K: Just no. What… no.
S: Um. From the 4th of July fireworks collection circa 1986. Girl, no.
That’s it for us. What’d ya guys think? Tell us tell us!
xoxo,
Rachel killed it. Killed! But people went crazy with the metallics, like it’s the only futuristic material or concept they could think of. Also…I love you guys. You crack me up.
We need to get you gals a red carpet gig w/mics. So spot-on that I tinkled twice (Katy? Jared?). I love that TSwift finally 86’d the Revlon fuchsia lipstick and jr. prom curls but her outfit is straight out of Barbarella. Kanye truly is the Grand Marshall of the d-bag parade, and looks like the devil child at the end of “Angel Heart.” I do think SJP had her eye tweaked: Look at photos of her even five years ago when her eyes were round. Now she looks like a preying mantis. I also have a huge girl crush on Rachel McAdams who was tied w/Claire Danes for my fave total look. xox
Typo: praying mantis.

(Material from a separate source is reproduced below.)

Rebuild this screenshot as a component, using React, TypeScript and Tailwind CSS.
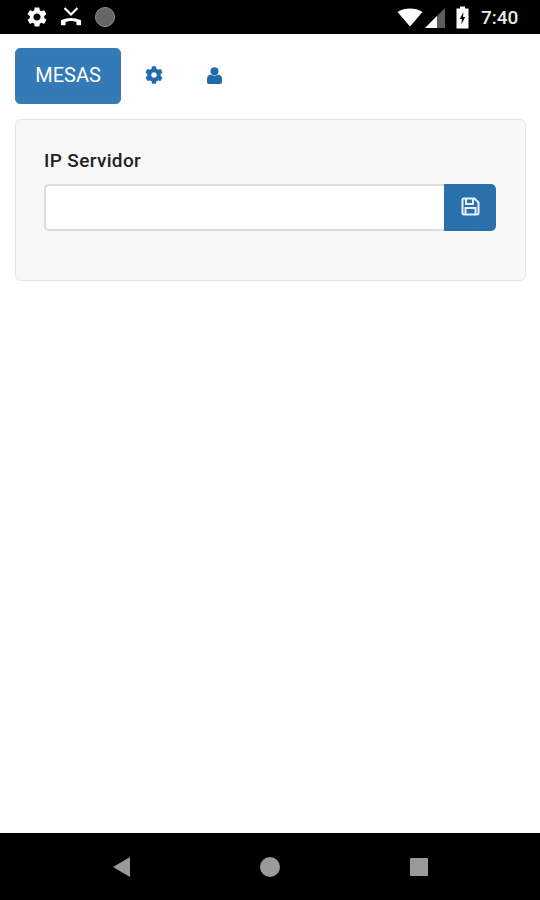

However spelled, you’re right: very distracting. I wish these beautiful women would allow themselves to age w/grace instead of looking like puppets.
One call from JB, which is like a bat signal and I quickly got on the blog and read your recap…If I was wearing mascara, it would be down my face. You had me at “Katy Jared”. And Madonna?? Fail. And I think its safe to stay she sleeps in a coffin. As for poor Katie..girl should have stayed “Holmes”. Kim and Kanye, please go away. And Solange, aka big bird.. Why? How?